(Dataset rows)
-- START --

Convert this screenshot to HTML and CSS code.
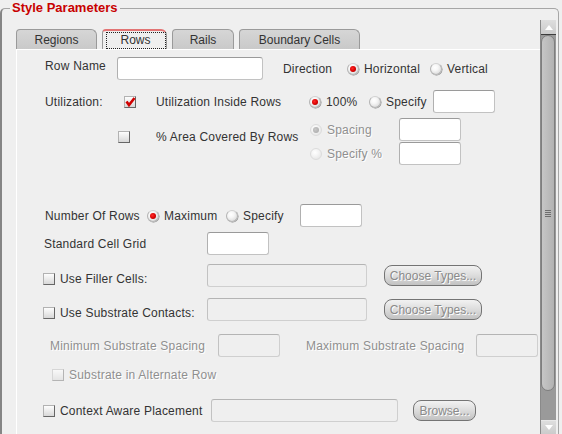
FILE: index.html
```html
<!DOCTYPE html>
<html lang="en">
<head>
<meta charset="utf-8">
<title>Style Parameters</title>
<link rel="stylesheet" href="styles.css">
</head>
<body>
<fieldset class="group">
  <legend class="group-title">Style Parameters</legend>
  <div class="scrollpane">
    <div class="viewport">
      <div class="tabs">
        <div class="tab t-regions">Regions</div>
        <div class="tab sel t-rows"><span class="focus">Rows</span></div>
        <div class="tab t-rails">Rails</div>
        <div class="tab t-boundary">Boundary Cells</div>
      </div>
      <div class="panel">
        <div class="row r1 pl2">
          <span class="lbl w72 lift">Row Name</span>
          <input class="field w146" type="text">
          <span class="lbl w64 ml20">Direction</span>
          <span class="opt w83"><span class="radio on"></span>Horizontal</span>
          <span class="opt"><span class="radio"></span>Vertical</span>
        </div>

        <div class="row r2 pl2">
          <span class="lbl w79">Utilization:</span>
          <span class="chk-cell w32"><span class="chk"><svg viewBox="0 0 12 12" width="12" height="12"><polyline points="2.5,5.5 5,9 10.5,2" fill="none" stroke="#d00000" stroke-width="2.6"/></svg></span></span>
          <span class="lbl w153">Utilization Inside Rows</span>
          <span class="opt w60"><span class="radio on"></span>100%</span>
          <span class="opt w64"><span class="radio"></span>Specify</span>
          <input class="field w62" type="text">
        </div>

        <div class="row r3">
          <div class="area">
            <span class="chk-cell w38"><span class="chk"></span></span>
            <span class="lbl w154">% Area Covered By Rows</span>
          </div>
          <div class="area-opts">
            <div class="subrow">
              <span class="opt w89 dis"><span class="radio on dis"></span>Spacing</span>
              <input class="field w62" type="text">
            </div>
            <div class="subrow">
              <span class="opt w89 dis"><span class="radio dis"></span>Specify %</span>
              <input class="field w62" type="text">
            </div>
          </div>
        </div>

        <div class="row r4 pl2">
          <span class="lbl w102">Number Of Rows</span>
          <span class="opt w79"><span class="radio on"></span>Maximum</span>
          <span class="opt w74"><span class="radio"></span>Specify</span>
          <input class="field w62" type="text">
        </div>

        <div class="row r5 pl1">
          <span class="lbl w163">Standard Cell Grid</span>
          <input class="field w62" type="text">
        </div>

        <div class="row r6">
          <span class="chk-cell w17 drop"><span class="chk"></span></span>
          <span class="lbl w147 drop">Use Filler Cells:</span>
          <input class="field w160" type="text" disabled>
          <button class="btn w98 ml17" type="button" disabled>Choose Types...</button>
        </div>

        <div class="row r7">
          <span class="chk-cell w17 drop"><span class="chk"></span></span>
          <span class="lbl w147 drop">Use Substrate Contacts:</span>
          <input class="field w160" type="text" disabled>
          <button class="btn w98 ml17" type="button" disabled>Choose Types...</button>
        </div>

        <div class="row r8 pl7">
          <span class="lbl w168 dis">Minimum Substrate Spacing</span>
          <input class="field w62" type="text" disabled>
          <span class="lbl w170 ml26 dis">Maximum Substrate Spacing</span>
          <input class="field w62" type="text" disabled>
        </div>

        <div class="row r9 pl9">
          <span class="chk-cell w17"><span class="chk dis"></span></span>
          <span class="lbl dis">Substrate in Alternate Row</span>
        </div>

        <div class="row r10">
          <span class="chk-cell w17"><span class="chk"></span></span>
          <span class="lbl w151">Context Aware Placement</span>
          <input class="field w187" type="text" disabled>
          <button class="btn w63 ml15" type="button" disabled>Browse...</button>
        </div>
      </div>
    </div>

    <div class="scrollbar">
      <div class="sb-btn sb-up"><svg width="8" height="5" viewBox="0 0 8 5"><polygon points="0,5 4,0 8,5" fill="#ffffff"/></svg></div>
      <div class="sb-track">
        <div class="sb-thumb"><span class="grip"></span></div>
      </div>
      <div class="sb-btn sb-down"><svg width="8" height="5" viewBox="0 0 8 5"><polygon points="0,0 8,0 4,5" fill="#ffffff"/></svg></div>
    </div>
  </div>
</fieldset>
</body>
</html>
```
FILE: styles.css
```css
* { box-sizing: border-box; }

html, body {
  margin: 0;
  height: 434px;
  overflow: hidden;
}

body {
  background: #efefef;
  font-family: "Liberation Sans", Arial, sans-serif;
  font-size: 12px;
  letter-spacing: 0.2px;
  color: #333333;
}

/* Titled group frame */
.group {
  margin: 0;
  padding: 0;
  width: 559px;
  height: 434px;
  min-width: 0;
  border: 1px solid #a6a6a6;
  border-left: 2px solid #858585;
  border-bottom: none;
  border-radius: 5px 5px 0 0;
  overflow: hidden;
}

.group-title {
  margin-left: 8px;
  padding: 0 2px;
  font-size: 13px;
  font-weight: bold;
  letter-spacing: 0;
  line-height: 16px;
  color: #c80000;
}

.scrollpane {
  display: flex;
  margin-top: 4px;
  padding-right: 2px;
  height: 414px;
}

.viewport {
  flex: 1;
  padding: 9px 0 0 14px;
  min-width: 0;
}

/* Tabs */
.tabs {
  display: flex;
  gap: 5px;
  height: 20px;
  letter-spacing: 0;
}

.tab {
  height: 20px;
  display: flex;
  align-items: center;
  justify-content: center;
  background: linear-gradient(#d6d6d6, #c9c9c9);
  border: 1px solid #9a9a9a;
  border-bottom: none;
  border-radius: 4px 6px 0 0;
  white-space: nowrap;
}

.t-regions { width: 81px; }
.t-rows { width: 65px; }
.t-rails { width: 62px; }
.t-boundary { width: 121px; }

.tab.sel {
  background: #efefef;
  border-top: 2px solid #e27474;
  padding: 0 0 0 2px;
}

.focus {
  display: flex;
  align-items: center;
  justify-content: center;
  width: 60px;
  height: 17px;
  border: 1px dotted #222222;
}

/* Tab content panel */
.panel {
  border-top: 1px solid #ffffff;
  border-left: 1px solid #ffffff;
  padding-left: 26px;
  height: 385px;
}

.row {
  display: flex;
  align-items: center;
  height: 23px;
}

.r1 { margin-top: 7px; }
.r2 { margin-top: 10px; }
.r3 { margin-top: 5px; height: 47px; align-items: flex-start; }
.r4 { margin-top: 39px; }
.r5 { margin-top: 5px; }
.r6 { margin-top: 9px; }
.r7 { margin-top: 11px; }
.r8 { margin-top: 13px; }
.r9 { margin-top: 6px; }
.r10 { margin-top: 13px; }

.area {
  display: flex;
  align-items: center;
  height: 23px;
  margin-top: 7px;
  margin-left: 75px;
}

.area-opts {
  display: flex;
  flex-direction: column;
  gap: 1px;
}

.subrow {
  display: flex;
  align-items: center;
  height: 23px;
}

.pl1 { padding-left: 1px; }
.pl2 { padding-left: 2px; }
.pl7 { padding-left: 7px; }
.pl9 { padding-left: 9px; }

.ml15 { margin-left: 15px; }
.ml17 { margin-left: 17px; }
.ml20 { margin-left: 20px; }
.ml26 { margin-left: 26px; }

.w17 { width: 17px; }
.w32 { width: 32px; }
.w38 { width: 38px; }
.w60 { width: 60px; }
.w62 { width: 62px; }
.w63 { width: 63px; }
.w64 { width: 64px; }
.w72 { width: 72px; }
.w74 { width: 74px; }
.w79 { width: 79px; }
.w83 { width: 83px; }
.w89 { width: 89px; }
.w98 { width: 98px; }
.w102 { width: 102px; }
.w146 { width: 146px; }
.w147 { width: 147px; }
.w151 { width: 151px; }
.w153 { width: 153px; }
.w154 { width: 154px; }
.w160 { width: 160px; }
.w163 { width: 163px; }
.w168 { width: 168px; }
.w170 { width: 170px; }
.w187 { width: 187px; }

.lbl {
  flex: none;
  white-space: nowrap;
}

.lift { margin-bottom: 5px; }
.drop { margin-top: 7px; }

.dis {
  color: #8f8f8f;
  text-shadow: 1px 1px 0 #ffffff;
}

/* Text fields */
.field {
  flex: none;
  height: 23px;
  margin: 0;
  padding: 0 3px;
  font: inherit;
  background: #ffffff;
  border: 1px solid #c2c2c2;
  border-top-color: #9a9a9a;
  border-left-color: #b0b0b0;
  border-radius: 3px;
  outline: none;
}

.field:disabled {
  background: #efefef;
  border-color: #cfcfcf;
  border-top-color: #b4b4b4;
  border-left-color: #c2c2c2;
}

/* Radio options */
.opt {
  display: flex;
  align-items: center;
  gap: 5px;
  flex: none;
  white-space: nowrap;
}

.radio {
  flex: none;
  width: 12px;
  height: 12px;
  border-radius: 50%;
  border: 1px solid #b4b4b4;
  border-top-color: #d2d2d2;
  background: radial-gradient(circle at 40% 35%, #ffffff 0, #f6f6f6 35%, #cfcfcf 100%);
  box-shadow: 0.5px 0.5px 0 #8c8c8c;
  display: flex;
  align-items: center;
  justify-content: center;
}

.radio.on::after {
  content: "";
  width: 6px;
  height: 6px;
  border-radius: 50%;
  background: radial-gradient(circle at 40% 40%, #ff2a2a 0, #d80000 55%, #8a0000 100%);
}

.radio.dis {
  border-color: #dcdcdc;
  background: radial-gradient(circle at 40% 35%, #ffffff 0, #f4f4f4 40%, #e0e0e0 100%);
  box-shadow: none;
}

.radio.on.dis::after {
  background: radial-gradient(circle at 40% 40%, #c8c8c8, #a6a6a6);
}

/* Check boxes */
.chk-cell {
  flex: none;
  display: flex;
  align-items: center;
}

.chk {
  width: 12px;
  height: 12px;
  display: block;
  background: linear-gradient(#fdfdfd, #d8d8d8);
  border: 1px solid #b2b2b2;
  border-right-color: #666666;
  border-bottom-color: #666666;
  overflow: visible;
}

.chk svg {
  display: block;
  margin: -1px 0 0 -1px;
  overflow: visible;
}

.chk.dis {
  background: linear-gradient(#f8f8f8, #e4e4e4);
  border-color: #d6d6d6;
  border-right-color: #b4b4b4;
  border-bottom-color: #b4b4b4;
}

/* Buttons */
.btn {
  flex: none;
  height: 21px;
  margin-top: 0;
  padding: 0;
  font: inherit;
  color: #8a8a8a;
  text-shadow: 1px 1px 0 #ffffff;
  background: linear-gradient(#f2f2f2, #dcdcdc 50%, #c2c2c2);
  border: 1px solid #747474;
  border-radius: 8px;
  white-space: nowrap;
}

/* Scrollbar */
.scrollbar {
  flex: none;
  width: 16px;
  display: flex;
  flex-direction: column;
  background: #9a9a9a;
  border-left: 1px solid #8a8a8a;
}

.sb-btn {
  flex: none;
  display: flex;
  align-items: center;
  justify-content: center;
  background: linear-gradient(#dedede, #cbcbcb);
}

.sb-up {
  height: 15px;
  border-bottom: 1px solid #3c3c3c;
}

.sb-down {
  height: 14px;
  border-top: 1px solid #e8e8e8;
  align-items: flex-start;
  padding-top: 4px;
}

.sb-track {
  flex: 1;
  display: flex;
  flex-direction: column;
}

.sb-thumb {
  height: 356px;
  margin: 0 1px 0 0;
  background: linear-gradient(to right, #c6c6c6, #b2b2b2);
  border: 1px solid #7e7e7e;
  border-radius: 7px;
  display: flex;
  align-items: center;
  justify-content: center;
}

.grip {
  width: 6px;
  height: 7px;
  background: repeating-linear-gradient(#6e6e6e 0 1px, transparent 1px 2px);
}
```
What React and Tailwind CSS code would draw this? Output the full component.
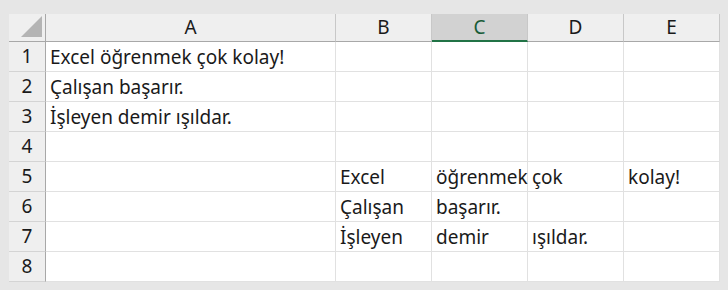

-- END --

EXERCISE – From the listing above, report the number of lines containing the string "code", without any accompanying remarks.

WRITTEN REPLY – 2